Is it physically possessing something? Is it a receipt? Is it provenance? Is it the ability to destroy something permanently? Is it the ability to deny others access? Is it irrefutable and verifiable proof, without trusting any single entity, that an entity holds an exclusive status relative to a good?

3 comments

Yes, but this discussion about "ownership" goes back literally thousands of years. And 100+ years in the modern age of copyright and information reproduction. There is a whole lot of established precedent and knowledge and thought on the subject. The NFT world acts mostly ignorant of it, perhaps because they're much more interested in scamming people out of money than contributing to our culture of information.
it's none of these things because all you buy is an hyperlink. If the art itself was hosted on the blockchain directly (they are not, it would be too expensive), then it would be interesting.
some are. some people care about completely onchain art.

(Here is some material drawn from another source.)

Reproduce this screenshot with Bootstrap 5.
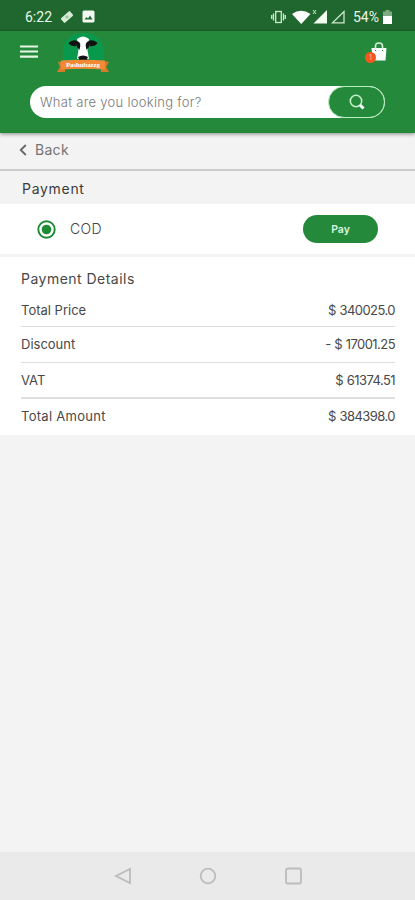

minting a completely image onchain is also not too expensive and can also be passed on to the community, as most relevant NFT collections are minted by the community and not the artist. people stand up their own websites for this, the people minting their own artwork directly on the marketplaces are their own segment and that has remained a race to the bottom with starving artists crowding it.

NFTs aside, this is a solid question: "what is ownership"?
It's a pretty simple question. It's control. As the owner of an asset, I have control over how I use it. I own a house, I can control what I do to it (within the limits of the outside laws). I own a source repository, I can control what changes are accepted. I own a domain, I can control what it points to. I own a digital soward in a game, I can sell it or I can use it in game.

Ownership has limits, in the real world those are regulated by the government. In the digital world they can be regulated by a DAO. But ultimately, there are benefits of ownership, and responsibilities to ownership.